Our pretests have been very strong, and we’ll be in-market in the next couple of weeks with this new approach. Essentially, it means that we’ve got some master films—two to three minutes—which tell more of an emotional story, and then as you move down into the shorter lengths—the 20 seconds or 30 seconds—we’re able to tell more of a product-led story.

It is designed to allow us to be able to test anything in real time. We use a TV attribution company called TVSquared, so within seconds and minutes of the ad airing, we know exactly how many people have come to the site. That helps make the short-term decisions, and then the longer-term decisions are taken when we have a month’s worth of data, rather than a day at a time.

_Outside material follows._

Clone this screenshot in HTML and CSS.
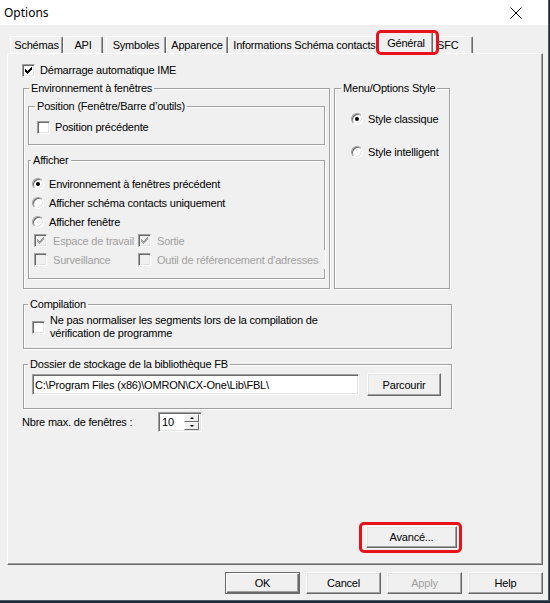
FILE: index.html
```html
<!DOCTYPE html>
<html lang="fr">
<head>
<meta charset="utf-8">
<title>Options</title>
<link rel="stylesheet" href="styles.css">
</head>
<body>
<div class="window">
  <div class="titlebar">
    <span class="title">Options</span>
    <svg class="close" width="12" height="12" viewBox="0 0 12 12"><path d="M0.5 0.5L11.5 11.5M11.5 0.5L0.5 11.5" stroke="#000" stroke-width="1" fill="none"/></svg>
  </div>

  <div class="tabs">
    <div class="tab t-schemas">Schémas</div>
    <div class="tab t-api">API</div>
    <div class="tab t-symb">Symboles</div>
    <div class="tab t-app">Apparence</div>
    <div class="tab t-info">Informations Schéma contacts</div>
    <div class="tab tab-active t-gen">Général<span class="hl hl-tab"></span></div>
    <div class="tab t-sfc">SFC</div>
  </div>

  <div class="panel">
    <div class="row ime">
      <span class="cb"><svg width="7" height="7" viewBox="0 0 7 7"><path d="M0 2H1V3H2V4H3V3H4V2H5V1H6V0H7V3H6V4H5V5H4V6H3V7H2V6H1V5H0Z" fill="#000"/></svg></span>
      <span>Démarrage automatique IME</span>
    </div>

    <div class="top-groups">
      <fieldset class="group g-env">
        <legend>Environnement à fenêtres</legend>
        <div class="env-body">
          <fieldset class="group g-pos">
            <legend>Position (Fenêtre/Barre d’outils)</legend>
            <div class="pos-body">
              <div class="row"><span class="cb"></span><span>Position précédente</span></div>
            </div>
          </fieldset>
          <fieldset class="group g-aff">
            <legend>Afficher</legend>
            <div class="aff-body">
              <div class="rrow"><span class="rb rb-on"></span><span>Environnement à fenêtres précédent</span></div>
              <div class="rrow"><span class="rb"></span><span>Afficher schéma contacts uniquement</span></div>
              <div class="rrow"><span class="rb"></span><span>Afficher fenêtre</span></div>
              <div class="opts">
                <div class="opt"><span class="cb cb-dis"><svg width="7" height="7" viewBox="0 0 7 7"><path d="M0 2H1V3H2V4H3V3H4V2H5V1H6V0H7V3H6V4H5V5H4V6H3V7H2V6H1V5H0Z" fill="#a0a0a0"/></svg></span><span>Espace de travail</span></div>
                <div class="opt"><span class="cb cb-dis"><svg width="7" height="7" viewBox="0 0 7 7"><path d="M0 2H1V3H2V4H3V3H4V2H5V1H6V0H7V3H6V4H5V5H4V6H3V7H2V6H1V5H0Z" fill="#a0a0a0"/></svg></span><span>Sortie</span></div>
                <div class="opt"><span class="cb cb-dis"></span><span>Surveillance</span></div>
                <div class="opt opt-wide"><span class="cb cb-dis"></span><span>Outil de référencement d'adresses</span></div>
              </div>
            </div>
          </fieldset>
        </div>
      </fieldset>

      <fieldset class="group g-menu">
        <legend>Menu/Options Style</legend>
        <div class="menu-body">
          <div class="rrow"><span class="rb rb-on"></span><span>Style classique</span></div>
          <div class="rrow rrow-2"><span class="rb"></span><span>Style intelligent</span></div>
        </div>
      </fieldset>
    </div>

    <fieldset class="group g-comp">
      <legend>Compilation</legend>
      <div class="comp-body">
        <div class="comp-row"><span class="cb"></span><span>Ne pas normaliser les segments lors de la compilation de<br>vérification de programme</span></div>
      </div>
    </fieldset>

    <fieldset class="group g-fb">
      <legend>Dossier de stockage de la bibliothèque FB</legend>
      <div class="fb-body">
        <div class="fb-row">
          <div class="path">C:\Program Files (x86)\OMRON\CX-One\Lib\FBL\</div>
          <div class="btn btn-browse">Parcourir</div>
        </div>
      </div>
    </fieldset>

    <div class="nbre-row">
      <span class="nbre-label">Nbre max. de fenêtres :</span>
      <div class="spin">
        <span class="spin-val">10</span>
        <div class="spin-btns">
          <span class="spin-btn spin-up"></span>
          <span class="spin-btn spin-down"></span>
        </div>
      </div>
    </div>

    <div class="btn btn-adv">Avancé...<span class="hl hl-adv"></span></div>
  </div>

  <div class="buttons">
    <div class="btn btn-default">OK</div>
    <div class="btn">Cancel</div>
    <div class="btn btn-dis">Apply</div>
    <div class="btn">Help</div>
  </div>
</div>
</body>
</html>
```

FILE: styles.css
```css
* { box-sizing: border-box; }

body {
  margin: 0;
  background: #1e2a38;
  font-family: "Liberation Sans", Arial, sans-serif;
  font-size: 11px;
  letter-spacing: -0.2px;
  color: #000;
}

.window {
  width: 549px;
  height: 601px;
  background: #f0f0f0;
  border-right: 1px solid #4c5a6a;
  border-bottom: 1px solid #4c5a6a;
  display: flex;
  flex-direction: column;
}

/* title bar */
.titlebar {
  height: 25px;
  flex: none;
  background: #fff;
  display: flex;
  align-items: center;
  justify-content: space-between;
  padding: 0 26px 0 4px;
}
.title {
  font-family: "Noto Sans", "Open Sans", sans-serif;
  font-size: 12px;
  letter-spacing: 0;
}
.close { display: block; }

/* tabs */
.tabs {
  height: 28px;
  flex: none;
  display: flex;
  align-items: flex-end;
  padding-left: 10px;
}
.tab {
  height: 17px;
  border-top: 1px solid #fff;
  border-left: 1px solid #fff;
  border-right: 1px solid #696969;
  box-shadow: inset -1px 0 #a0a0a0;
  border-radius: 2px 2px 0 0;
  text-align: center;
  line-height: 16px;
  white-space: nowrap;
  flex: none;
}
.t-schemas { width: 53px; }
.t-api { width: 40px; }
.t-symb { width: 60px; margin-left: 3px; }
.t-app { width: 62px; }
.t-info { width: 153px; }
.t-gen { width: 54px; }
.t-sfc { width: 42px; text-align: left; padding-left: 5px; }
.tab-active {
  height: 22px;
  margin: 0 -2px -1px;
  position: relative;
  z-index: 1;
  background: #f0f0f0;
  line-height: 20px;
}

/* highlight boxes */
.hl {
  position: absolute;
  border: 3px solid #e8121b;
  border-radius: 5px;
  pointer-events: none;
}
.hl-tab { left: -4px; top: -3px; right: -7px; bottom: -1px; }
.hl-adv { left: -8px; top: -5px; right: -6px; bottom: -6px; }

/* panel */
.panel {
  margin-left: 7px;
  width: 536px;
  height: 512px;
  flex: none;
  border: 1px solid;
  border-color: #fff #696969 #696969 #fff;
  box-shadow: inset -1px -1px #a0a0a0;
  display: flex;
  flex-direction: column;
  padding: 9px 0 16px 14px;
}

.row {
  display: flex;
  align-items: center;
  gap: 5px;
  height: 14px;
  line-height: 14px;
  white-space: nowrap;
}

/* checkbox */
.cb {
  width: 13px;
  height: 13px;
  flex: none;
  background: #fff;
  border: 1px solid;
  border-color: #a0a0a0 #fff #fff #a0a0a0;
  box-shadow: inset 1px 1px #696969, inset -1px -1px #e3e3e3;
  display: flex;
  align-items: center;
  justify-content: center;
}
.cb svg { display: block; }
.cb-dis { background: #f0f0f0; }

/* radio */
.rb {
  width: 12px;
  height: 12px;
  flex: none;
  border-radius: 50%;
  background: #fff;
  border: 1px solid;
  border-color: #a0a0a0 #fff #fff #a0a0a0;
  box-shadow: inset 1px 1px #696969, inset -1px -1px #e3e3e3;
  display: flex;
  align-items: center;
  justify-content: center;
}
.rb-on::after {
  content: "";
  width: 4px;
  height: 4px;
  border-radius: 50%;
  background: #000;
}
.rrow {
  display: flex;
  align-items: center;
  gap: 5px;
  height: 19px;
  white-space: nowrap;
}

/* group boxes */
fieldset.group {
  margin: 0;
  padding: 0;
  min-width: 0;
  border: 1px solid #a0a0a0;
  box-shadow: inset 1px 1px #fff, 1px 1px #fff;
}
fieldset.group > legend {
  padding: 0 2px;
  line-height: 14px;
  white-space: nowrap;
}

.top-groups {
  display: flex;
  margin-top: 4px;
  margin-left: 1px;
  align-items: stretch;
}

.g-env { width: 307px; flex: none; }
.g-env > legend { margin-left: 5px; }
.env-body { padding: 4px 4px 9px 4px; }

.g-pos > legend { margin-left: 6px; }
.pos-body { padding: 7px 8px 10px; }

.g-aff { margin-top: 8px !important; }
.g-aff > legend { margin-left: 2px; }
.aff-body { padding: 7px 3px 9px; }

.opts {
  display: grid;
  grid-template-columns: 104px auto;
  margin-left: 2px;
}
.opt {
  display: flex;
  align-items: center;
  gap: 6px;
  height: 19px;
  color: #a0a0a0;
  white-space: nowrap;
}
.opt-wide {
  width: 187px;
  background: #f0f0f0;
  position: relative;
}

.g-menu { width: 116px; flex: none; margin-left: 4px !important; }
.g-menu > legend { margin-left: 6px; }
.menu-body { padding: 14px 0 0 16px; }
.rrow-2 { margin-top: 14px; }

.g-comp { width: 429px; margin: 8px 0 0 1px !important; }
.g-comp > legend { margin-left: 4px; }
.comp-body { padding: 3px 8px 8px; }
.comp-row {
  display: flex;
  align-items: center;
  gap: 5px;
  line-height: 13px;
  white-space: nowrap;
}

.g-fb { width: 429px; margin: 8px 0 0 1px !important; }
.g-fb > legend { margin-left: 4px; }
.fb-body { padding: 2px 8px 12px; }
.fb-row {
  display: flex;
  align-items: center;
  gap: 8px;
  height: 23px;
}
.path {
  width: 327px;
  height: 21px;
  background: #fff;
  border: 1px solid;
  border-color: #a0a0a0 #fff #fff #a0a0a0;
  box-shadow: inset 1px 1px #696969, inset -1px -1px #e3e3e3;
  display: flex;
  align-items: center;
  padding-left: 2px;
  white-space: nowrap;
  overflow: hidden;
}

/* spin */
.nbre-row {
  display: flex;
  align-items: center;
  height: 20px;
  margin-top: 3px;
}
.nbre-label { width: 136px; white-space: nowrap; }
.spin {
  width: 44px;
  height: 20px;
  background: #fff;
  border: 1px solid;
  border-color: #a0a0a0 #fff #fff #a0a0a0;
  box-shadow: inset 1px 1px #696969, inset -1px -1px #e3e3e3;
  display: flex;
  align-items: center;
  padding-left: 3px;
}
.spin-val { flex: 1; }
.spin-btns {
  display: flex;
  flex-direction: column;
  margin-right: 2px;
}
.spin-btn {
  width: 15px;
  height: 8px;
  background: #f0f0f0;
  border: 1px solid;
  border-color: #fff #696969 #696969 #fff;
  display: flex;
  align-items: center;
  justify-content: center;
}
.spin-up::after {
  content: "";
  border-left: 2px solid transparent;
  border-right: 2px solid transparent;
  border-bottom: 2px solid #000;
}
.spin-down::after {
  content: "";
  border-left: 2px solid transparent;
  border-right: 2px solid transparent;
  border-top: 2px solid #000;
}

/* buttons */
.btn {
  width: 75px;
  height: 22px;
  flex: none;
  background: #f0f0f0;
  border: 1px solid;
  border-color: #fff #696969 #696969 #fff;
  box-shadow: inset -1px -1px #a0a0a0, inset 1px 1px #e3e3e3;
  display: flex;
  align-items: center;
  justify-content: center;
  white-space: nowrap;
}
.btn-browse { width: 74px; height: 23px; }
.btn-adv {
  width: 91px;
  margin-top: auto;
  align-self: flex-end;
  margin-right: 85px;
  position: relative;
}
.btn-default {
  border-color: #696969;
  box-shadow: inset 1px 1px #fff, inset -1px -1px #696969, inset -2px -2px #a0a0a0;
}
.btn-dis { color: #a0a0a0; }

.buttons {
  display: flex;
  justify-content: flex-end;
  gap: 6px;
  padding-right: 5px;
  margin-top: 7px;
}
```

CMO.com: How are you thinking about personalisation and relevance?

Cocker: Personalisation is obviously a huge opportunity. It is also a challenge, technically and in our ability to be able to deliver succinct and bespoke messages at scale. We’re investing quite significantly in programmatic, which does that. If we know where a traveller is looking to go, then the more bespoke and personalised we can be about their destination or about what they want to do, the better performance we’ll see as a result. But we’re very much at the start of this journey.

CMO.com: You’re also looking atvoice interface technologies.

Cocker: We’re investing in voice recognition and natural language processing technologies to gain a deeper understanding of the rapidly evolving field of voice-centred interactions. We’ve just launched our first voice iteration with Amazon’s Alexa. It allows customers to receive important travel updates and information in an easy, intuitive way. Travellers can hear details on upcoming trips purchased on Expedia with other embedded features that let them ask for specifics regarding hotel bookings, flight status, loyalty points balance, rental car reservations, and so on. We’re continually looking to give our customers even more ways to get real-time travel updates using whatever device they choose.